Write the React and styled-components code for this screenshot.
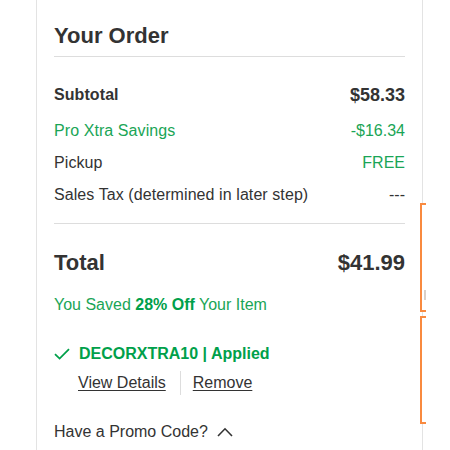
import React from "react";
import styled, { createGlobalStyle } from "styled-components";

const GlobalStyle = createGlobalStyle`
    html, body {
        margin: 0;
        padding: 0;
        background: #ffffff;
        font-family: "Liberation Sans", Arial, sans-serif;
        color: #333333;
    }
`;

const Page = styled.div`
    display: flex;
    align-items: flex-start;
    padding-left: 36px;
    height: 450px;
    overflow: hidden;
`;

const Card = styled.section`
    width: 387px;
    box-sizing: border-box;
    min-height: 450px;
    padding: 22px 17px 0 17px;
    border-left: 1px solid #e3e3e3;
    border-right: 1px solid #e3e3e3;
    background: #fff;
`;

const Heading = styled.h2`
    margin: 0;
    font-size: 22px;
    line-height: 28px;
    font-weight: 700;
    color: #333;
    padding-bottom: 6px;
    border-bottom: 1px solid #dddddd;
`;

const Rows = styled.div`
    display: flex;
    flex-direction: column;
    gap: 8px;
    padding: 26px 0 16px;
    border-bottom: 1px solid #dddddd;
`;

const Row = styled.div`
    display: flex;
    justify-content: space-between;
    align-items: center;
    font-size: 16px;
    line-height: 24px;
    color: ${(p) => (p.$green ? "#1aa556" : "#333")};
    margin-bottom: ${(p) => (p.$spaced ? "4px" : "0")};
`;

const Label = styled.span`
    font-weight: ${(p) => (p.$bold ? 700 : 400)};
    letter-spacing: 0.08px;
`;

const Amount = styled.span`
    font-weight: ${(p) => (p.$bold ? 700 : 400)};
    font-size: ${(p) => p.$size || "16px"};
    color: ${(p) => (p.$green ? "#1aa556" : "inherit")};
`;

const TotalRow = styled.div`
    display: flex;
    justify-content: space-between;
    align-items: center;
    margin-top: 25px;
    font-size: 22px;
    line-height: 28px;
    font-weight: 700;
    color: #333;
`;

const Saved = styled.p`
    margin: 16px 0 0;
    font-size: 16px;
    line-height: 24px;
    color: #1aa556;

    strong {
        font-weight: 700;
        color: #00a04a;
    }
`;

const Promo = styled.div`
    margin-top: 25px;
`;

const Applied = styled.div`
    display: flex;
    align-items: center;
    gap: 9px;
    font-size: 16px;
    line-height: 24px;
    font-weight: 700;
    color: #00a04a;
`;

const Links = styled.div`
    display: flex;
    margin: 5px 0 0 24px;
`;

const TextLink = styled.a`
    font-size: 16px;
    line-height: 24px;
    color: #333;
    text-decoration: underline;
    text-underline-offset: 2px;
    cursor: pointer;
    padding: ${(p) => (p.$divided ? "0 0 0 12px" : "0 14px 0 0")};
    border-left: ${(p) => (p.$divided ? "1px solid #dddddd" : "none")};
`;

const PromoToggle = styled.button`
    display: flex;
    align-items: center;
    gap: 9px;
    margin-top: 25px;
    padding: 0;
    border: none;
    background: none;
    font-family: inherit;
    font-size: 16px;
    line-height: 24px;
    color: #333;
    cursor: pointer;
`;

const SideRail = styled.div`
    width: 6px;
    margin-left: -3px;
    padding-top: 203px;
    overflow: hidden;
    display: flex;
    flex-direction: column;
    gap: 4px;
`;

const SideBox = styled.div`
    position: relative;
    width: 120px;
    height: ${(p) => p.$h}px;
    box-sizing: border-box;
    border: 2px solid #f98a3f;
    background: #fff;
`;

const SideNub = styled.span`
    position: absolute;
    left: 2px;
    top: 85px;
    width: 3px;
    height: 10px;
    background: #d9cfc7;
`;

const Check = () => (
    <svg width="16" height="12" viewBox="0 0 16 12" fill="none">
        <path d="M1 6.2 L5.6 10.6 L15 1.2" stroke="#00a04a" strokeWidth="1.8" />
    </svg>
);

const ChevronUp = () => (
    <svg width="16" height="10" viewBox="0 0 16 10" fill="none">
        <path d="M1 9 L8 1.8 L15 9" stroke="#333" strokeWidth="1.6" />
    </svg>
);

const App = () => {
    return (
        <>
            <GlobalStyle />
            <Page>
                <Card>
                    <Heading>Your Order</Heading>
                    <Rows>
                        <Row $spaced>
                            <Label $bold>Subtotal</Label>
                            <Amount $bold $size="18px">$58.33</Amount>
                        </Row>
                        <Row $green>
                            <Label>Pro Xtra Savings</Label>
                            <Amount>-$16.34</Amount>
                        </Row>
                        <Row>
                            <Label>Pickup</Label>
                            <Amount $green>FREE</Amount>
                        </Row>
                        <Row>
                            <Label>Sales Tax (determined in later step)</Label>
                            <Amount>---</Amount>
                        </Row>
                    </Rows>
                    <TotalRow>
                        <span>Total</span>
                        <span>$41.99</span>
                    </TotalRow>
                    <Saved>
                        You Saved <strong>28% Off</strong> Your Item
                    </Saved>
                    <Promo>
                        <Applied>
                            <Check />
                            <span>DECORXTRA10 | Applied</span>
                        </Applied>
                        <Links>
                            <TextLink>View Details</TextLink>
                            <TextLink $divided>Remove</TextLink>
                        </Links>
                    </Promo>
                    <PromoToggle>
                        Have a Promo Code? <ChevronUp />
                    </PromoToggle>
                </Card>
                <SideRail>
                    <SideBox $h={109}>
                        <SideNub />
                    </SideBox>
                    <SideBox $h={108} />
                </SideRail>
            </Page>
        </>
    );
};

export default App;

------------------------------------------------------------

All the material shown above is to be copied exactly, with no pictures carried over.

Write the React and styled-components code for this screenshot.
import React from "react";
import styled, { createGlobalStyle } from "styled-components";

const GlobalStyle = createGlobalStyle`
    html, body {
        margin: 0;
        padding: 0;
        background: #ffffff;
        font-family: "Liberation Sans", Arial, sans-serif;
        color: #333333;
    }
`;

const Page = styled.div`
    display: flex;
    align-items: flex-start;
    padding-left: 36px;
    height: 450px;
    overflow: hidden;
`;

const Card = styled.section`
    width: 387px;
    box-sizing: border-box;
    min-height: 450px;
    padding: 22px 17px 0 17px;
    border-left: 1px solid #e3e3e3;
    border-right: 1px solid #e3e3e3;
    background: #fff;
`;

const Heading = styled.h2`
    margin: 0;
    font-size: 22px;
    line-height: 28px;
    font-weight: 700;
    color: #333;
    padding-bottom: 6px;
    border-bottom: 1px solid #dddddd;
`;

const Rows = styled.div`
    display: flex;
    flex-direction: column;
    gap: 8px;
    padding: 26px 0 16px;
    border-bottom: 1px solid #dddddd;
`;

const Row = styled.div`
    display: flex;
    justify-content: space-between;
    align-items: center;
    font-size: 16px;
    line-height: 24px;
    color: ${(p) => (p.$green ? "#1aa556" : "#333")};
    margin-bottom: ${(p) => (p.$spaced ? "4px" : "0")};
`;

const Label = styled.span`
    font-weight: ${(p) => (p.$bold ? 700 : 400)};
    letter-spacing: 0.08px;
`;

const Amount = styled.span`
    font-weight: ${(p) => (p.$bold ? 700 : 400)};
    font-size: ${(p) => p.$size || "16px"};
    color: ${(p) => (p.$green ? "#1aa556" : "inherit")};
`;

const TotalRow = styled.div`
    display: flex;
    justify-content: space-between;
    align-items: center;
    margin-top: 25px;
    font-size: 22px;
    line-height: 28px;
    font-weight: 700;
    color: #333;
`;

const Saved = styled.p`
    margin: 16px 0 0;
    font-size: 16px;
    line-height: 24px;
    color: #1aa556;

    strong {
        font-weight: 700;
        color: #00a04a;
    }
`;

const Promo = styled.div`
    margin-top: 25px;
`;

const Applied = styled.div`
    display: flex;
    align-items: center;
    gap: 9px;
    font-size: 16px;
    line-height: 24px;
    font-weight: 700;
    color: #00a04a;
`;

const Links = styled.div`
    display: flex;
    margin: 5px 0 0 24px;
`;

const TextLink = styled.a`
    font-size: 16px;
    line-height: 24px;
    color: #333;
    text-decoration: underline;
    text-underline-offset: 2px;
    cursor: pointer;
    padding: ${(p) => (p.$divided ? "0 0 0 12px" : "0 14px 0 0")};
    border-left: ${(p) => (p.$divided ? "1px solid #dddddd" : "none")};
`;

const PromoToggle = styled.button`
    display: flex;
    align-items: center;
    gap: 9px;
    margin-top: 25px;
    padding: 0;
    border: none;
    background: none;
    font-family: inherit;
    font-size: 16px;
    line-height: 24px;
    color: #333;
    cursor: pointer;
`;

const SideRail = styled.div`
    width: 6px;
    margin-left: -3px;
    padding-top: 203px;
    overflow: hidden;
    display: flex;
    flex-direction: column;
    gap: 4px;
`;

const SideBox = styled.div`
    position: relative;
    width: 120px;
    height: ${(p) => p.$h}px;
    box-sizing: border-box;
    border: 2px solid #f98a3f;
    background: #fff;
`;

const SideNub = styled.span`
    position: absolute;
    left: 2px;
    top: 85px;
    width: 3px;
    height: 10px;
    background: #d9cfc7;
`;

const Check = () => (
    <svg width="16" height="12" viewBox="0 0 16 12" fill="none">
        <path d="M1 6.2 L5.6 10.6 L15 1.2" stroke="#00a04a" strokeWidth="1.8" />
    </svg>
);

const ChevronUp = () => (
    <svg width="16" height="10" viewBox="0 0 16 10" fill="none">
        <path d="M1 9 L8 1.8 L15 9" stroke="#333" strokeWidth="1.6" />
    </svg>
);

const App = () => {
    return (
        <>
            <GlobalStyle />
            <Page>
                <Card>
                    <Heading>Your Order</Heading>
                    <Rows>
                        <Row $spaced>
                            <Label $bold>Subtotal</Label>
                            <Amount $bold $size="18px">$58.33</Amount>
                        </Row>
                        <Row $green>
                            <Label>Pro Xtra Savings</Label>
                            <Amount>-$16.34</Amount>
                        </Row>
                        <Row>
                            <Label>Pickup</Label>
                            <Amount $green>FREE</Amount>
                        </Row>
                        <Row>
                            <Label>Sales Tax (determined in later step)</Label>
                            <Amount>---</Amount>
                        </Row>
                    </Rows>
                    <TotalRow>
                        <span>Total</span>
                        <span>$41.99</span>
                    </TotalRow>
                    <Saved>
                        You Saved <strong>28% Off</strong> Your Item
                    </Saved>
                    <Promo>
                        <Applied>
                            <Check />
                            <span>DECORXTRA10 | Applied</span>
                        </Applied>
                        <Links>
                            <TextLink>View Details</TextLink>
                            <TextLink $divided>Remove</TextLink>
                        </Links>
                    </Promo>
                    <PromoToggle>
                        Have a Promo Code? <ChevronUp />
                    </PromoToggle>
                </Card>
                <SideRail>
                    <SideBox $h={109}>
                        <SideNub />
                    </SideBox>
                    <SideBox $h={108} />
                </SideRail>
            </Page>
        </>
    );
};

export default App;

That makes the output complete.